Extensions that change base-level semantics should be disallowed since
they violate the fundamental premise of base-level interoperability.  An
example of such an extension would be having the creation of jobs at a
particular (extended) scheduler require that the client issue an
additional explicit resource deallocation request once a job has
terminated.  Base-level clients would not know to do this and the result
would be an incorrectly functioning system.

Types of extensions

I believe the following types of extensions are both necessary and
sufficient to meet the needs of the HPC profile work:

*        Addition of new WSDL operations.

*        This is needed to support additional new functionality, such as
the addition of suspend/resume operations.  As long as base-level
semantics aren't modified, this form of extension seems to be
straight-forward.

*        Addition of additional parameters to existing WSDL operations.

*        As long as base-level semantics are maintained, this form of
extension is also straight-forward.  An example is adding a notification
callback parameter to job creation requests.  However, it is not clear
whether all tooling can readily handle this form of "operation
overloading".  It may be better - from a pragmatic point-of-view - to
define new WSDL operations (with appropriately defined names) that
achieve the same effect.

*        Support for array operations and other forms of batching.

*        When 1000's of jobs are involved the efficiency gains of
employing array operations for things like queries or abort requests are
too significant to ignore.  Hence a model in which every job must be
interacted with on a strictly individual basis via an EPR is arguably
unacceptable.

*        One approach would be to simply add array operations alongside
the corresponding individual operations, so that one can selectively
interact with jobs (as well as things like data files) in either an
"object-oriented" fashion or in "bulk-array" fashion.

One could observe that the array operations enable the corresponding
individual operations as a trivial special case, but this would arguably
violate the principle of defining a minimalist base case and then
employing only extensions (rather than replacements).

*        Array operations are an example or a service-oriented rather
than a resource-oriented form of interaction: clients send a single
request to a job scheduler (service) that refers to an array of many
resources, such as jobs.  This raises the question of whether things
like jobs should be referred to via EPRs or via unique "abstract" names
that are independent of any given service's contact address.  At a high
level, the choice is unimportant since the client submitting an array
operation request is simply using either one as a unique (and opaque)
identifier for the relevant resource.  On a pragmatic level one might
argue that abstract names are easier and more efficient to deal with
than EPRs since the receiving scheduler will need to parse EPRs to
extract what is essentially the abstract name for each resource.  (Using
arrays of abstract names rather than arrays of EPRs is also more
efficient from a size point-of-view.)

*        If abstract names are used in array operations then it will
necessary that individual operations return the abstract name and not
just an EPR for a given resource, such as a job.  If this approach is
chosen then this implies that the base case design and implementation
must return abstract names and not just EPRs for things like jobs.
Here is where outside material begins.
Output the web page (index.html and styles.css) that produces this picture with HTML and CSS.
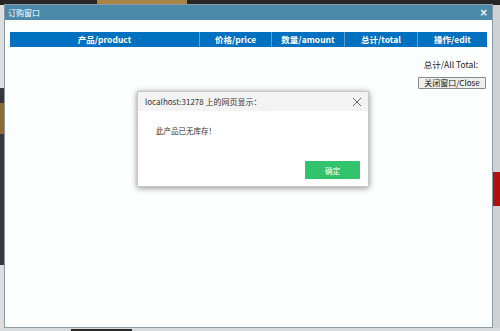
FILE: index.html
```html
<!DOCTYPE html>
<html>
<head>
<meta charset="utf-8">
<link rel="stylesheet" href="styles.css">
</head>
<body>
<div class="page">
  <div class="bg-top"><span class="bg-tan"></span></div>
  <div class="bg-left"><span class="bg-brown"></span></div>
  <div class="bg-right"><span class="bg-red"></span></div>
  <div class="bg-bottom"><span class="bg-dark"></span></div>

  <div class="window">
    <div class="titlebar">
      <span class="title">订购窗口</span>
      <span class="wclose">×</span>
    </div>
    <div class="content">
      <div class="thead">
        <div class="th c1">产品/product</div>
        <div class="th c2">价格/price</div>
        <div class="th c3">数量/amount</div>
        <div class="th c4">总计/total</div>
        <div class="th c5">操作/edit</div>
      </div>
      <div class="total">总计/All Total:</div>
      <div class="btnrow"><button class="closebtn">关闭窗口/Close</button></div>
    </div>
  </div>

  <div class="dialog">
    <div class="dhead">
      <span class="dtitle">localhost:31278 上的网页显示：</span>
      <svg class="dx" width="10" height="10" viewBox="0 0 10 10"><path d="M1 1L9 9M9 1L1 9" stroke="#666" stroke-width="1" fill="none"/></svg>
    </div>
    <div class="dbody">此产品已无库存！</div>
    <div class="dfoot"><button class="okbtn">确定</button></div>
  </div>
</div>
</body>
</html>
```
FILE: styles.css
```css
html, body { margin: 0; padding: 0; }
body {
  width: 500px; height: 331px; overflow: hidden;
  background: #dcdedf;
  font-family: "Noto Sans CJK SC", "Noto Sans", sans-serif;
}
.page { position: relative; width: 500px; height: 331px; }

.bg-top { position: absolute; left: 0; top: 0; width: 500px; height: 5px; background: #262626; }
.bg-tan { position: absolute; left: 97px; top: 0; width: 90px; height: 5px; background: #a88447; }
.bg-left { position: absolute; left: 0; top: 88px; width: 4px; height: 177px; background: #34383a; }
.bg-brown { position: absolute; left: 0; top: 15px; width: 4px; height: 31px; background: #8e6a35; }
.bg-right { position: absolute; left: 493px; top: 5px; width: 7px; height: 326px; background: #cfd2d4; }
.bg-red { position: absolute; left: 0; top: 167px; width: 7px; height: 34px; background: #b0100e; }
.bg-bottom { position: absolute; left: 0; top: 328px; width: 500px; height: 3px; background: #d8dadb; }
.bg-dark { position: absolute; left: 71px; top: 1px; width: 61px; height: 2px; background: #2a2a2a; }

.window {
  position: absolute; left: 4px; top: 4px; width: 487px; height: 322px;
  border: 1px solid #8c9ba3;
  background: #fdfefe;
  display: flex; flex-direction: column;
}
.titlebar {
  height: 15px; background: #4a89aa; color: #fff;
  display: flex; align-items: center; justify-content: space-between;
  padding: 0 4px 0 3px;
}
.title { font-size: 8px; line-height: 15px; }
.wclose { font-size: 10px; line-height: 15px; font-family: "DejaVu Sans", sans-serif; font-weight: bold; }

.content { padding: 12px 5px 0 5px; display: flex; flex-direction: column; }
.thead { display: flex; height: 15px; background: #0070c0; }
.th {
  color: #fff; font-size: 8.5px; font-weight: bold; text-align: center; line-height: 15px;
  border-right: 1px solid #5a9fd6;
  box-sizing: border-box;
}
.th:last-child { border-right: none; }
.c1 { width: 190px; }
.c2 { width: 72px; }
.c3 { width: 73px; }
.c4 { width: 73px; }
.c5 { flex: 1; }

.total { margin-top: 11px; text-align: right; font-size: 8.5px; color: #222; padding-right: 9px; line-height: 12px; }
.btnrow { display: flex; justify-content: flex-end; margin-top: 7px; padding-right: 1px; }
.closebtn {
  font-family: "Noto Sans CJK SC", sans-serif; font-size: 8px; line-height: 10px;
  width: 68px; height: 12px; padding: 0;
  background: #eeeeee; border: 1px solid #8a8a8a; border-radius: 1px; color: #111;
}

.dialog {
  position: absolute; left: 137px; top: 91px; width: 232px; height: 96px;
  background: #fff; border: 1px solid #c8c8c8;
  box-shadow: 0 1px 6px rgba(0,0,0,0.45);
  box-sizing: border-box;
  display: flex; flex-direction: column;
}
.dhead {
  height: 19px; background: #f3f3f3;
  display: flex; align-items: center; justify-content: space-between;
  padding: 0 6px 0 7px;
}
.dtitle { font-size: 8px; color: #333; }
.dbody { font-size: 7.5px; color: #333; padding: 15px 0 0 18px; line-height: 10px; flex: 1; }
.dfoot { display: flex; justify-content: flex-end; padding: 0 8px 7px 0; }
.okbtn {
  width: 55px; height: 18px; padding: 0; border: none; border-radius: 1px;
  background: #31c46c; color: #fff; font-size: 7.5px;
  font-family: "Noto Sans CJK SC", sans-serif;
}
```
*        Extensions to state diagrams.

*        Chris Smith is in the process of writing up this topic.

*        Standardized extensions to things like resource definitions and
other declarative definitions (e.g. about provisioning).

*        The base use case assumes a small, fixed set of "standard"
resources and other concepts (e.g. working directory) that may be
described/requested.  The simplest extension approach is to define
additional specific "standard sets" that clients and services can refer
to by their global name (e.g. the posix resource description set or the
Windows resource description set) and of which they pick exactly one to
use for any given interaction.  

*        The problem with this simplest form of extension is that it
provides only a very crude form of extensibility with no notion of
composition or incremental extension of existing definition sets.  This
is sufficient for very course-grained characterizations, such as
"Windows environment" versus "Posix environment", but not for
finer-grained resource extensions.  An alternative is to define
composable sets that cover specific "subjects" (e.g. GPUs).  In the
extreme, these sets could be of size 1.  This implies that clients and
services need to be able to deal with the power set of all possible
meaningful combinations of these sets.  As long as individual
definitions are independent of each other (i.e. the semantics of
specifying A is unchanged by specifying B in the same description) this
isn't a big problem.  Allowing the presence of different items in a
description to affect each other's semantics is arguably a variation on
modifying the base-level semantics of a design via some extension to the
design and hence should be disallowed.

*        If resource descriptions are used only for "matchmaking"
against other resource descriptions then another approach is to allow
arbitrary resource types whose semantics are not understood by the HPC
infrastructure, which deals with them only as abstract entities whose
names can be compared textually and whose associated values can be
compared textually or numerically depending on their data type.  It is
important to understand that, whereas the "mechanical" aspects of an HPC
infrastructure can mostly be built without having to know the semantics
of these abstract resource types, their semantics must still be
standardized and well-known at the level of the human beings using and
programming the system.  Both the descriptions of available
computational resources and of client requests for reserving and using
such resources must be specified in a manner that will cause the
underlying HPC "matchmaking" infrastructure to do the right thing.  This
matchmaking approach is exemplified by systems such Condor's class ads
system.

*        It should be noted that a generalized matchmaking system is not
a trivial thing to implement efficiently and hence one can reasonably
imagine extensions based on any of the above approaches to extending
resource (and other) definitions.  

*        Hierarchical and extended representations of information.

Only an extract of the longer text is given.